RECORDS SUPPLIED ▸
○ ○ ○

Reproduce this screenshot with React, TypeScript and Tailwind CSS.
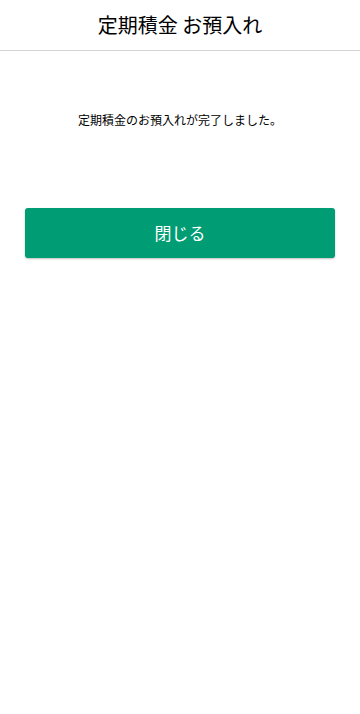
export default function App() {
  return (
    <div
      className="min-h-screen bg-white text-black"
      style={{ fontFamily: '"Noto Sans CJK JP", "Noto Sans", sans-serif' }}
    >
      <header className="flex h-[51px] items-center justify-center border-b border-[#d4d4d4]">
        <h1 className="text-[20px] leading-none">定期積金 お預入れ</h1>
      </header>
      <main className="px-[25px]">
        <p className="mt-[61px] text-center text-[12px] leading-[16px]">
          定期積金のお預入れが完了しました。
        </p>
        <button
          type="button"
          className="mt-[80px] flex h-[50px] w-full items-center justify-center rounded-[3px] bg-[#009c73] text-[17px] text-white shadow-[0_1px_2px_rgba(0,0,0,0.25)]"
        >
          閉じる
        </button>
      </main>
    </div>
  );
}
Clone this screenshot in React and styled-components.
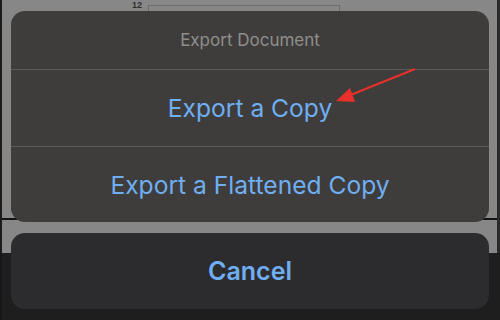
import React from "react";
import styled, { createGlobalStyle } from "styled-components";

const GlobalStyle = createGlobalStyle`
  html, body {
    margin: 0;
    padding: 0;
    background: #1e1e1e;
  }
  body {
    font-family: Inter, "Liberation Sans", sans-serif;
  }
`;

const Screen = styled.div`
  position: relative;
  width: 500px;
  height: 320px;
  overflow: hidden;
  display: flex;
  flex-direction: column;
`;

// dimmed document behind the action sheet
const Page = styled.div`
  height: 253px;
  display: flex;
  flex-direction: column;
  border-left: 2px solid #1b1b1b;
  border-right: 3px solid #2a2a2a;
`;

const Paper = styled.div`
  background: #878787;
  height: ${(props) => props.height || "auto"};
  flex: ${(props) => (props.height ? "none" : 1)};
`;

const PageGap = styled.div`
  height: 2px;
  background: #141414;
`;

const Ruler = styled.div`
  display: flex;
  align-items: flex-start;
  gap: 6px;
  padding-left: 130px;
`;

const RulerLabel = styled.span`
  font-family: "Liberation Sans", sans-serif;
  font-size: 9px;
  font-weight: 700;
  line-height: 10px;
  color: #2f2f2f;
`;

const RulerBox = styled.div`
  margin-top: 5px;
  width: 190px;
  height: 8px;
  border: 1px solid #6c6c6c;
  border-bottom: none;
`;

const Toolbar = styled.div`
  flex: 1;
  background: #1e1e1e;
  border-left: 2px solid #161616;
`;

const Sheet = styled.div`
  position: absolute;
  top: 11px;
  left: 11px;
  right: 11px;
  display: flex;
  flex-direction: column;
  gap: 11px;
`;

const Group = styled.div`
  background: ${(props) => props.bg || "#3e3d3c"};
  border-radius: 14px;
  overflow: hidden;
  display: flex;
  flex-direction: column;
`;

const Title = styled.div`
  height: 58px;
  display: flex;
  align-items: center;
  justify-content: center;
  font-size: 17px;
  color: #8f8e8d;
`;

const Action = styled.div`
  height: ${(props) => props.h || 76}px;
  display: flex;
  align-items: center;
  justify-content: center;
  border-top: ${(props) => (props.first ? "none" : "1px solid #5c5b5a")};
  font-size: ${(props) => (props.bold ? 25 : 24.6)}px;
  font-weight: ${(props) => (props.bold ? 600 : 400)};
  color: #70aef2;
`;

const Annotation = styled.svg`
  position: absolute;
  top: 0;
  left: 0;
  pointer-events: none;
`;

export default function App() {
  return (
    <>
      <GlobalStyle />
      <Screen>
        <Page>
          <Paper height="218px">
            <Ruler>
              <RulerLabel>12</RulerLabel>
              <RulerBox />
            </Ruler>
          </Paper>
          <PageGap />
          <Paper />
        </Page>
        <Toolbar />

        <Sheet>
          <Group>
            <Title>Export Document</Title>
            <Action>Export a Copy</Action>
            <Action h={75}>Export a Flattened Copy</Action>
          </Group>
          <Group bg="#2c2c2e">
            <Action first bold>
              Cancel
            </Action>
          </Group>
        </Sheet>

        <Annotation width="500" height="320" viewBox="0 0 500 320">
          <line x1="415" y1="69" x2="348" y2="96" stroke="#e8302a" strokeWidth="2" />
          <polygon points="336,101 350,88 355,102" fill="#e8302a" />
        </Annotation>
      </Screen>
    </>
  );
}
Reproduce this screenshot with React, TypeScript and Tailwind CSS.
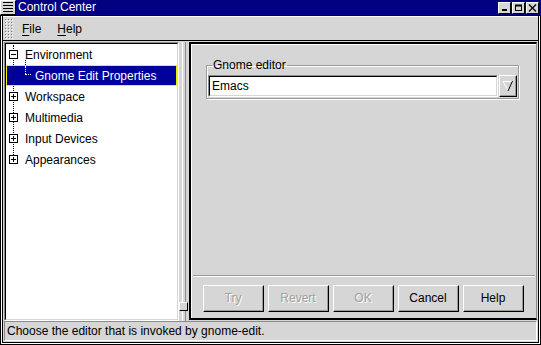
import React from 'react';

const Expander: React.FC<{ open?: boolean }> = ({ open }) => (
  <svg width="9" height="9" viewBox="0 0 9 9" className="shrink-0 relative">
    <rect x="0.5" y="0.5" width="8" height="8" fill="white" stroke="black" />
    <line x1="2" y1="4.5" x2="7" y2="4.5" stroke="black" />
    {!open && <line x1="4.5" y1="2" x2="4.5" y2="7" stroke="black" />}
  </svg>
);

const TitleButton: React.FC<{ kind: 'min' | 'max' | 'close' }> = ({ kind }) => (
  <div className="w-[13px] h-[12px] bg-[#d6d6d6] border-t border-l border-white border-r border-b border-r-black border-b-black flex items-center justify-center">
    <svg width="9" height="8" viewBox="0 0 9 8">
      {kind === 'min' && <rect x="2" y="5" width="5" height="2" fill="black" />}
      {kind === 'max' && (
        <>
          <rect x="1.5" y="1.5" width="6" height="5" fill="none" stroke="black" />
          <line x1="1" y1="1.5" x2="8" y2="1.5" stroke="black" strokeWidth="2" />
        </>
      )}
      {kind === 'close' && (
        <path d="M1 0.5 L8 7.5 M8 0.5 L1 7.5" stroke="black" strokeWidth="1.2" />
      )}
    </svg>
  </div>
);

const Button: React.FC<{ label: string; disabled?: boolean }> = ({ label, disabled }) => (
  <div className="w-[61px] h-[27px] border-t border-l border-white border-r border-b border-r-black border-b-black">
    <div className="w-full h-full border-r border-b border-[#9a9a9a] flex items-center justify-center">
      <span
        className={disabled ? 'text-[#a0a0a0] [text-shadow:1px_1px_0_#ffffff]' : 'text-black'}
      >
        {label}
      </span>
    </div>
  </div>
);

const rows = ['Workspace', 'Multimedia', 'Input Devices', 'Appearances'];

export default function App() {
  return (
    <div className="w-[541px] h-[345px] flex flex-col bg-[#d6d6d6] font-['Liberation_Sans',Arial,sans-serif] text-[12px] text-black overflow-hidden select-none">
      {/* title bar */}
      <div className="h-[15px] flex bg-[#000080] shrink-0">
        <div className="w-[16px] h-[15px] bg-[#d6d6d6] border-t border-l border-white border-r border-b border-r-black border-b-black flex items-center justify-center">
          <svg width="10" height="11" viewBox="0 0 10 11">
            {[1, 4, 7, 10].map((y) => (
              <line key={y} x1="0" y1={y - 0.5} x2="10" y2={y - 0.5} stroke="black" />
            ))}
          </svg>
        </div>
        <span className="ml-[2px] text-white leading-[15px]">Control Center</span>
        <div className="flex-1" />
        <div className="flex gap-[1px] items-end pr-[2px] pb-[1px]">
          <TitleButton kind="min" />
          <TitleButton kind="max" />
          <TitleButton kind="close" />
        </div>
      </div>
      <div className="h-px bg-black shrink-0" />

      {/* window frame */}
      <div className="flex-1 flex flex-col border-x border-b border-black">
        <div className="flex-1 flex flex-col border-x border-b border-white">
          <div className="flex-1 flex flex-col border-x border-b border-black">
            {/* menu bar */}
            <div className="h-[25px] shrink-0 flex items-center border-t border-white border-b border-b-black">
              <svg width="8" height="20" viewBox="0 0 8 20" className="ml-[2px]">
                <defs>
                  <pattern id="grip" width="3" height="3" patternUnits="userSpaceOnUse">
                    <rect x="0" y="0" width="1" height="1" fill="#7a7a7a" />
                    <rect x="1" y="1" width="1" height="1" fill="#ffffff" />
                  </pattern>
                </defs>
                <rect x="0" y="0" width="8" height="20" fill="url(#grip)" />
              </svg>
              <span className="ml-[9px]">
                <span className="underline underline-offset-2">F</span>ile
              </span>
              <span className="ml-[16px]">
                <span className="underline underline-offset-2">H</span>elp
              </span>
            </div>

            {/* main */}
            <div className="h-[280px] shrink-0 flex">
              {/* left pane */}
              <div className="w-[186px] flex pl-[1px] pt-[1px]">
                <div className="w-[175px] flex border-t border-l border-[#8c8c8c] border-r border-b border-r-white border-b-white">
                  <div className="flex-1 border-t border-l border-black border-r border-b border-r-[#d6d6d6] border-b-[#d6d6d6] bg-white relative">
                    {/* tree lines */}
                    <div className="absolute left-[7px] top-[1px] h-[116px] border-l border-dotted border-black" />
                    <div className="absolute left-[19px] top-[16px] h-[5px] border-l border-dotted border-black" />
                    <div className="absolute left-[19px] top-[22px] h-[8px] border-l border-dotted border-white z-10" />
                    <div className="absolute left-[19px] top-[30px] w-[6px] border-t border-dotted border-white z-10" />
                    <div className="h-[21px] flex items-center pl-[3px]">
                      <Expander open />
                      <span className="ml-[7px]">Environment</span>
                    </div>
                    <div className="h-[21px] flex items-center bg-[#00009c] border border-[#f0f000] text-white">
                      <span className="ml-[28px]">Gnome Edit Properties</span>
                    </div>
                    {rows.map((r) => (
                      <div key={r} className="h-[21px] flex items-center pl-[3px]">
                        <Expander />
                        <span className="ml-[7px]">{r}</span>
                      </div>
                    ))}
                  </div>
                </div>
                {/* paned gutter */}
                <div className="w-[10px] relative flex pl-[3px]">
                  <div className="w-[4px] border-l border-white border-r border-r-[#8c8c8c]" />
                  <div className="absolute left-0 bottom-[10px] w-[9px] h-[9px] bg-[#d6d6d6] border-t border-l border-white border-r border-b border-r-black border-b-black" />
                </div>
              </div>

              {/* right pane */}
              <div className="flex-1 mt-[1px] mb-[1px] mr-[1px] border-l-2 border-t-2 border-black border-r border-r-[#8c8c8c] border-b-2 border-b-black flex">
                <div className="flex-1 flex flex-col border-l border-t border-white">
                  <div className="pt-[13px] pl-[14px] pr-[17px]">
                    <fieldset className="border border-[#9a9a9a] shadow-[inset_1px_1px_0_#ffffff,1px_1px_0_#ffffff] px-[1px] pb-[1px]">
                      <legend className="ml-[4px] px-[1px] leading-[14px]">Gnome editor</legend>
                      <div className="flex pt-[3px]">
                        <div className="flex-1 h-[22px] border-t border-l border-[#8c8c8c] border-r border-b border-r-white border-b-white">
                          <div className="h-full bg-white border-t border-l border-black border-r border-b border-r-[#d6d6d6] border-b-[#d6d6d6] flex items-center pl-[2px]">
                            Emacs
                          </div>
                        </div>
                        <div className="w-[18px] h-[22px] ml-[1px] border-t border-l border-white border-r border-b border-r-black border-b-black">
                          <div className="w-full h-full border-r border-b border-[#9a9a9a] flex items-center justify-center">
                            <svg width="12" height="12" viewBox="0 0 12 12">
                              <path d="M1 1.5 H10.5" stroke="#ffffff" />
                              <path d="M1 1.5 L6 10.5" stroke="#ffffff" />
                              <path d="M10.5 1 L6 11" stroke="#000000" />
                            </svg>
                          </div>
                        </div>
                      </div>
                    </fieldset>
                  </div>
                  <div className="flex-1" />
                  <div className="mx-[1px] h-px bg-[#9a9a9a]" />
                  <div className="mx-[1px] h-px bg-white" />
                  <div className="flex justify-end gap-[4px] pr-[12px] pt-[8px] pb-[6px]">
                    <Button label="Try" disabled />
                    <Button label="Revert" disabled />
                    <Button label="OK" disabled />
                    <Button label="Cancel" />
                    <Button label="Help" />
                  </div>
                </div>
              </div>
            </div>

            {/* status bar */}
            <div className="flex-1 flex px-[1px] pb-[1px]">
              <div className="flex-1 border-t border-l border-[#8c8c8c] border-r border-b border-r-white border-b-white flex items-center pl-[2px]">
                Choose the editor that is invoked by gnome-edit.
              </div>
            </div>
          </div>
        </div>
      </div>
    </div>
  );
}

○ ○ ○

WORK TO COMPLETE ▸
Look through the data above. Copy every line with the string "React" in it.

TASK ANSWER ▸
Reproduce this screenshot with React, TypeScript and Tailwind CSS.
Clone this screenshot in React and styled-components.
import React from "react";
Reproduce this screenshot with React, TypeScript and Tailwind CSS.
import React from 'react';
const Expander: React.FC<{ open?: boolean }> = ({ open }) => (
const TitleButton: React.FC<{ kind: 'min' | 'max' | 'close' }> = ({ kind }) => (
const Button: React.FC<{ label: string; disabled?: boolean }> = ({ label, disabled }) => (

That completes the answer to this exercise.